There is probably a disconnect between the usb power negotiation and the nvme device so the infomation never gets through to the nvme device.
So, until the OS can be told what usb watts were negotiated, and thus send the correct nvme power limit command, i, by default, limit it to below 7.5W with an nvme command.
I get very reliable nvme ssd now.

Maybe, but none of the SSDs that one can buy work like that.
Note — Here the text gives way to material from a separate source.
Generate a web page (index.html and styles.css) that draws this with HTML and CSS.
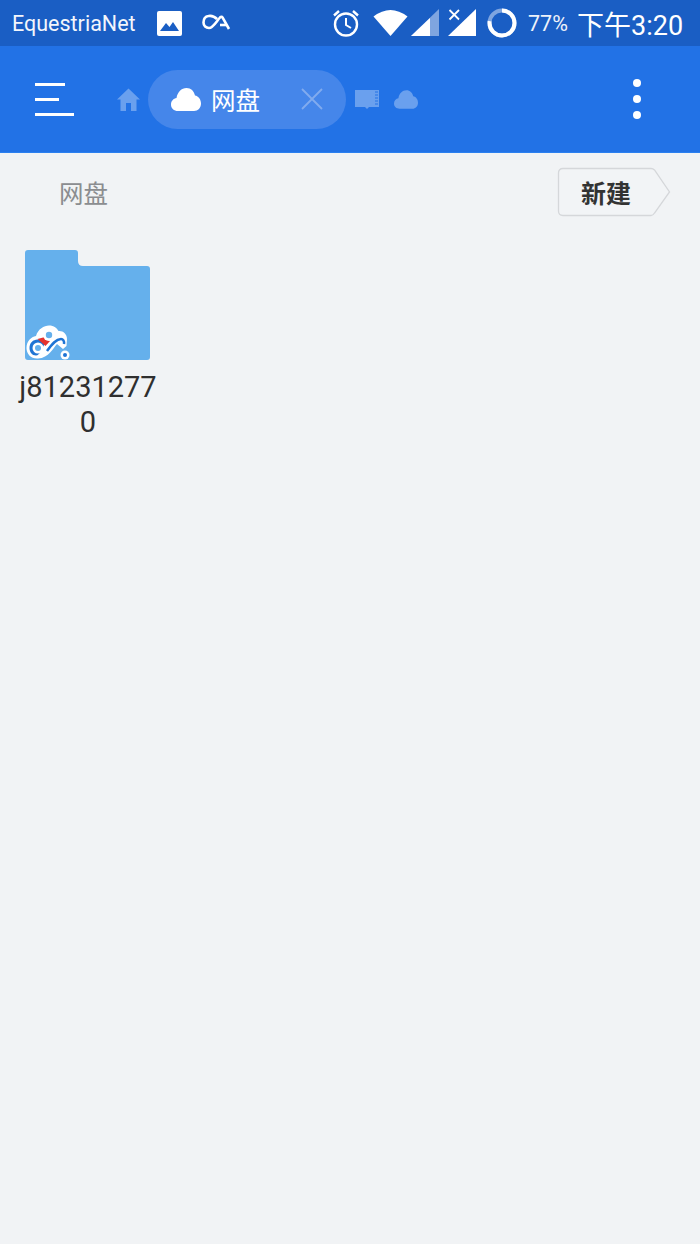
FILE: index.html
```html
<!DOCTYPE html>
<html lang="zh-CN">
<head>
  <meta charset="UTF-8" />
  <title>网盘</title>
  <link rel="stylesheet" href="styles.css">
</head>
<body>
  <div class="status-bar">
    <span class="carrier">EquestriaNet</span>
    <svg class="ic-image" width="25" height="25" viewBox="0 0 25 25">
      <rect width="25" height="25" rx="2" fill="#fff"/>
      <path d="M3 20 L9 12 L12.5 16 L16 11 L22 20 Z" fill="#1a5ec4"/>
    </svg>
    <svg class="ic-loop" width="29" height="18" viewBox="0 0 29 18">
      <path d="M15 5 C12 2 9 1.500 6.500 2 C3 2.500 1.500 5 1.500 8.500 C1.500 12 4 14 7 14 C11 14 14 8 18 3.500 C19 2.500 20 2.500 20.500 3.500 L27 15" fill="none" stroke="#fff" stroke-width="2.600"/>
      <path d="M18 11 L24 11" stroke="#fff" stroke-width="2.600"/>
    </svg>
    <div class="status-right">
      <svg class="ic-alarm" width="28" height="28" viewBox="0 0 28 28">
        <circle cx="14" cy="15.500" r="11" fill="none" stroke="#fff" stroke-width="2.400"/>
        <path d="M14 9 V16 L19 19" fill="none" stroke="#fff" stroke-width="2"/>
        <path d="M2 6.500 L7 2 M26 6.500 L21 2" stroke="#fff" stroke-width="2.400"/>
      </svg>
      <svg class="ic-wifi" width="35" height="28" viewBox="0 0 35 28">
        <path d="M0.500 7.500 Q17.500 -5.500 34.500 7.500 L17.500 27 Z" fill="#fff"/>
      </svg>
      <svg class="ic-signal" width="28" height="28" viewBox="0 0 28 28">
        <path d="M0 27 L28 0 V27 Z" fill="#7fa5e0"/>
        <path d="M0 27 L19 9 V27 Z" fill="#fff"/>
      </svg>
      <svg class="ic-signal-x" width="28" height="28" viewBox="0 0 28 28">
        <path d="M0 27 L28 0 V27 Z" fill="#fff"/>
        <path d="M1.500 1 L11 10.500 M11 1 L1.500 10.500" stroke="#fff" stroke-width="1.800"/>
      </svg>
      <svg class="ic-battery" width="30" height="30" viewBox="0 0 30 30">
        <circle cx="15" cy="15" r="12.500" fill="none" stroke="#7fa5e0" stroke-width="4"/>
        <circle cx="15" cy="15" r="12.500" fill="none" stroke="#fff" stroke-width="4" stroke-dasharray="60.500 78.500" transform="rotate(-90 15 15)"/>
      </svg>
      <span class="battery-text">77%</span>
      <span class="clock">下午3:20</span>
    </div>
  </div>

  <header class="toolbar">
    <button class="menu-btn">
      <span class="menu-line one"></span>
      <span class="menu-line two"></span>
      <span class="menu-line three"></span>
    </button>
    <svg class="ic-home" width="23" height="23" viewBox="0 0 23 23">
      <path d="M11.500 0.500 L23 11.500 H19.500 V23 H14 V15 H9 V23 H3.500 V11.500 H0 Z" fill="#6aa0ee"/>
    </svg>
    <div class="tab-pill">
      <svg class="ic-cloud" width="30" height="23" viewBox="0 0 30 23">
        <path d="M7 23 C3 23 0 20.500 0 16.500 C0 13 2.500 10.500 5.500 10 C6.500 4 10.500 0 15.500 0 C20 0 23 3 24 7.500 C27.500 8 30 11.500 30 15.500 C30 20 27 23 23 23 Z" fill="#fff"/>
      </svg>
      <span class="tab-title">网盘</span>
      <svg class="ic-close" width="22" height="22" viewBox="0 0 22 22">
        <path d="M1 1 L21 21 M21 1 L1 21" stroke="#81abee" stroke-width="1.800"/>
      </svg>
    </div>
    <svg class="ic-sd" width="24" height="20" viewBox="0 0 24 20">
      <path d="M0 1 H24 V18 H14 L12 20 L10 18 H0 Z" fill="#6aa0ee"/>
      <path d="M20 3 H23 M20 6 H23 M20 9 H23 M20 12 H23 M20 15 H23" stroke="#2272e6" stroke-width="1"/>
    </svg>
    <svg class="ic-cloud-small" width="24" height="19" viewBox="0 0 30 23">
      <path d="M7 23 C3 23 0 20.500 0 16.500 C0 13 2.500 10.500 5.500 10 C6.500 4 10.500 0 15.500 0 C20 0 23 3 24 7.500 C27.500 8 30 11.500 30 15.500 C30 20 27 23 23 23 Z" fill="#6aa0ee"/>
    </svg>
    <button class="more-btn">
      <span class="dot"></span>
      <span class="dot"></span>
      <span class="dot"></span>
    </button>
  </header>

  <div class="path-row">
    <span class="path-name">网盘</span>
    <div class="new-btn">
      <svg class="new-shape" width="114" height="50" viewBox="0 0 114 50">
        <path d="M6 1.500 H94 Q96 1.500 97.500 3 L112.500 25 L97.500 46 Q96 48.500 94 48.500 H6 Q1.500 48.500 1.500 44 V6 Q1.500 1.500 6 1.500 Z" fill="#f2f4f6" stroke="#d5d7da" stroke-width="1.300"/>
      </svg>
      <span class="new-label">新建</span>
    </div>
  </div>

  <main class="file-grid">
    <div class="file-item">
      <div class="folder">
        <svg width="125" height="110" viewBox="0 0 125 110">
          <path d="M3 0 H50 Q53 0 53 3 V11 Q53 16 58 16 H122 Q125 16 125 19 V107 Q125 110 122 110 H3 Q0 110 0 107 V3 Q0 0 3 0 Z" fill="#65b0ec"/>
        </svg>
        <svg class="badge" width="46" height="36" viewBox="0 0 46 36">
          <path d="M1.500 24 C1.500 17 6 13 11 12 C13 5 19 1.500 24 1.500 C29 1.500 32 4 33.500 7 C38 6.500 42 10 42 15 L41.500 22 L38 25 L32 20 C28 24 24 34 13 34.500 C6 35 1.500 30 1.500 24 Z" fill="#fff"/>
          <path d="M4.500 24 C4.500 19 8 15.500 12.500 15.500 C16 15.500 18 17 20 19.500 C17 24 15 31.500 11 31.500 C7 31.500 4.500 28 4.500 24 Z" fill="#1f74d4"/>
          <path d="M12.500 15 L20 13 L25 17 L20.500 22 Z" fill="#e5322d"/>
          <circle cx="13" cy="24" r="5.500" fill="#fff"/>
          <circle cx="13" cy="24" r="3" fill="#65b0ec"/>
          <circle cx="24" cy="11" r="6" fill="#fff"/>
          <circle cx="24" cy="11" r="3.200" fill="#65b0ec"/>
          <path d="M22 27 C27 20 31 15 36 15 C38 15 39.500 17 39 20" fill="none" stroke="#1f74d4" stroke-width="2.500"/>
          <circle cx="40" cy="31" r="4.500" fill="#fff"/>
          <circle cx="40" cy="31" r="2" fill="#1f74d4"/>
        </svg>
      </div>
      <div class="file-name">j812312770</div>
    </div>
  </main>
</body>
</html>
```

FILE: styles.css
```css
* {
  margin: 0;
  padding: 0;
  box-sizing: border-box;
}

body {
  background-color: #f1f3f5;
  font-family: Roboto, "Noto Sans CJK SC", sans-serif;
  height: 1244px;
  overflow: hidden;
}

svg {
  display: block;
  flex-shrink: 0;
}

.status-bar {
  display: flex;
  align-items: center;
  height: 46px;
  padding: 0 16px 0 12px;
  background-color: #1a5ec4;
  color: #fff;
}

.carrier {
  font-size: 21.5px;
  width: 134px;
  white-space: nowrap;
  opacity: 0.95;
}

.ic-image {
  margin-left: 11px;
}

.ic-loop {
  margin-left: 20px;
}

.status-right {
  display: flex;
  align-items: center;
  margin-left: auto;
}

.ic-wifi {
  margin-left: 13px;
}

.ic-signal {
  margin-left: 3px;
}

.ic-signal-x {
  margin-left: 9px;
}

.ic-battery {
  margin-left: 11px;
}

.battery-text {
  font-size: 21.5px;
  margin-left: 11px;
  width: 42px;
  white-space: nowrap;
  opacity: 0.92;
}

.clock {
  font-size: 27px;
  margin-left: 7px;
  width: 107px;
  white-space: nowrap;
}

.toolbar {
  display: flex;
  align-items: center;
  height: 107px;
  padding: 0 0 0 35px;
  background-color: #2272e6;
  border-bottom: 1px solid #2b80f0;
}

.menu-btn,
.more-btn {
  display: flex;
  flex-direction: column;
  background: none;
  border: none;
}

.menu-btn {
  gap: 12px;
  width: 39px;
}

.menu-line {
  display: block;
  height: 3px;
  background-color: #fff;
}

.menu-line.one {
  width: 30px;
}

.menu-line.two {
  width: 24px;
}

.menu-line.three {
  width: 39px;
}

.ic-home {
  margin-left: 43px;
}

.tab-pill {
  display: flex;
  align-items: center;
  width: 198px;
  height: 59px;
  margin-left: 8px;
  padding-left: 23px;
  border-radius: 30px;
  background-color: #4586ea;
}

.tab-title {
  font-size: 24.5px;
  color: #fff;
  margin-left: 10px;
  width: 49px;
  white-space: nowrap;
}

.ic-close {
  margin-left: 41px;
}

.ic-sd {
  margin-left: 9px;
}

.ic-cloud-small {
  margin-left: 15px;
}

.more-btn {
  gap: 8px;
  margin-left: 215px;
}

.dot {
  display: block;
  width: 8px;
  height: 8px;
  border-radius: 50%;
  background-color: #fff;
}

.path-row {
  display: flex;
  align-items: center;
  justify-content: space-between;
  height: 78px;
  padding: 0 29px 0 59px;
}

.path-name {
  font-size: 24.5px;
  color: #8b8d90;
}

.new-btn {
  display: flex;
  align-items: center;
  position: relative;
  width: 114px;
  height: 50px;
}

.new-shape {
  position: absolute;
  top: 0;
  left: 0;
}

.new-label {
  position: relative;
  margin-left: 24px;
  font-size: 25px;
  font-weight: 700;
  color: #333;
}

.file-grid {
  display: grid;
  grid-template-columns: 140px;
  padding: 19px 0 0 18px;
}

.file-item {
  display: flex;
  flex-direction: column;
  align-items: center;
}

.folder {
  position: relative;
  width: 125px;
  height: 110px;
  margin-left: -1px;
}

.badge {
  position: absolute;
  left: 0;
  bottom: 0;
}

.file-name {
  width: 140px;
  margin-top: 10px;
  font-size: 29px;
  line-height: 35px;
  color: #2f2f2f;
  text-align: center;
  word-break: break-all;
}
```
Also FW laptops don’t have this issue.

Yep, but you just wasted your money on the SSD performance you are supposed to get.

1 Like

if you’re going to put brakes on the power consumption, just skip the hassle and plug it into one of the usb3 ports since you’re never going to hit USB4 transfer speeds with a PCIe 4.x NVMe at 7.5W. Technically a workaround but a total waste of capacity

1 Like

Something I don’t know if I can ask here, but would it be possible to change the power behaviour on the USBs?

In my case, it restarts a microphone on every regular reboot, unmuting it and turning back on its RGB (which I want off). It also causes an audible pop in my speakers because of that.

On my (ryzen 5950x) tower, this somehow was never an issue. Reboots would not cause that mic to lose and gain power back. Turning it off entirely would though, of course.

There are plenty of ssds that can do their full performance using less than 7.5W, even the currently fastest consumer pcie5 ssd (sn8100) can do that.

You only need a little over half the peak performance of a pcie4 ssd to saturate 40Gbit usb4 anyway.

Yes but most of that is in the pd controller firmware.

1 Like

@Quin_Chou Do you think that this beta firmware could help for sleep&wake TPM troubles listed here: TPM not working after longer uptime (Get-Tpm starts returning error 0x80284001) - #5 by sandie

I have seen that BIOS 3.04 brings updated AMD PI code. Could it help for the issue I am facing? Would you recommend upgrading to Beta firmware? When official release is expected?

I am away from FW Desktop PC, but after 10.12 plan to do further testing.